YOULD, HENRY (fl. 1608), musician, seems to have been a household musician in the family of one Edward Bacon, and teacher of his four sons, about the beginning of the seventeenth century. In 1608, when the four were all at the university, Youll dedicated to them his only known publication, ‘Canzonets to three Voyces, newly composed by Henry Youll, Practitioner in the Art of Musicke.’ The work, in three part-books, contains twenty-four compositions, of which the last six are fa-las; it was one of the last works printed by Thomas Este or East [q. v.] Youll wrote for cantus, altus, and bassus, using the alto and tenor clefs. The copy of the ‘Canzonets’ in the British Museum Library seems to be unique. None of the pieces have been printed in modern notation.
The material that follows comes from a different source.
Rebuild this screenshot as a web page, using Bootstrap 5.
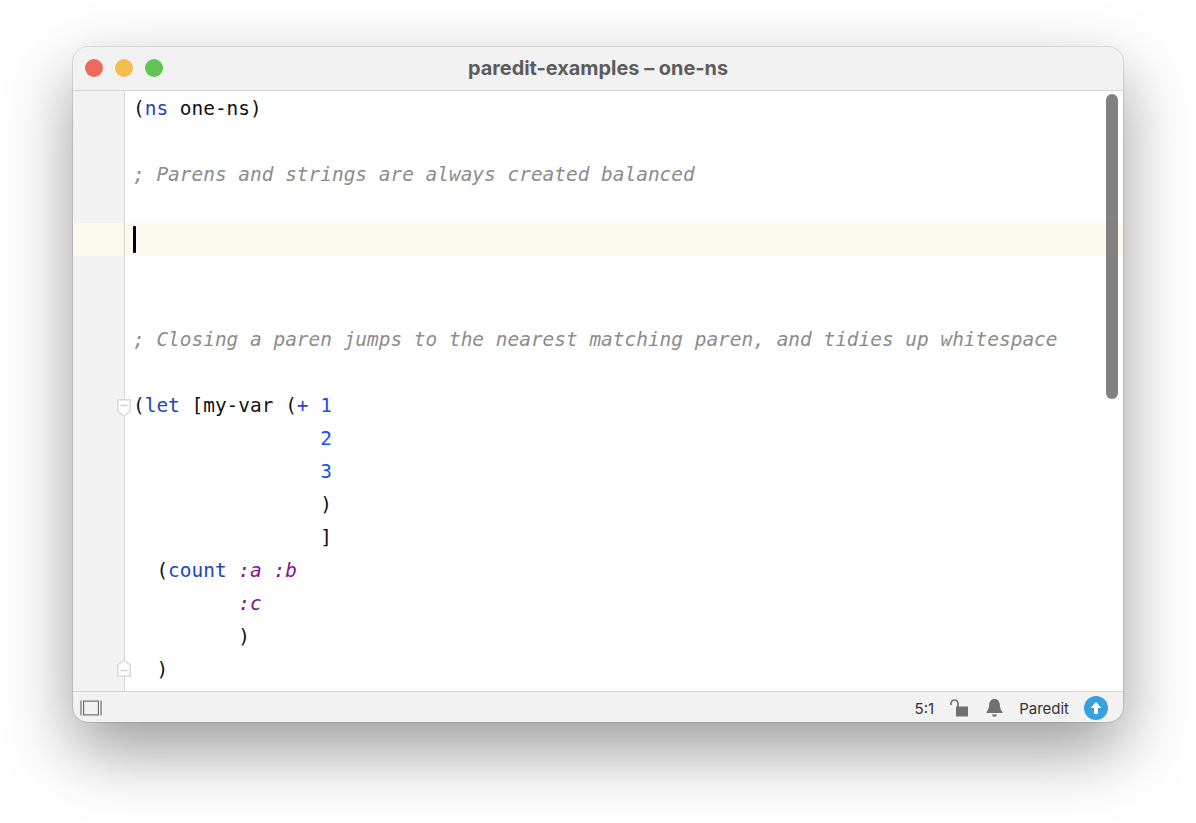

Four of the poems are in Oliphant's ‘La Musa Madrigalesca.’ The compositions, judged by the separate voice parts, appear bright and enlivening, and not without science, though they are by no means profound conceptions. There is a complete list of the twenty-four pieces in Rimbault's ‘Bibliotheca Madrigaliana’ (p. 27); but the part-books are there inaccurately described as cantus, tenor, and bass.

[Youll's Canzonets, in the library of the Brit. Mus.; Davey's Hist. of English Music, pp. 173, 230.]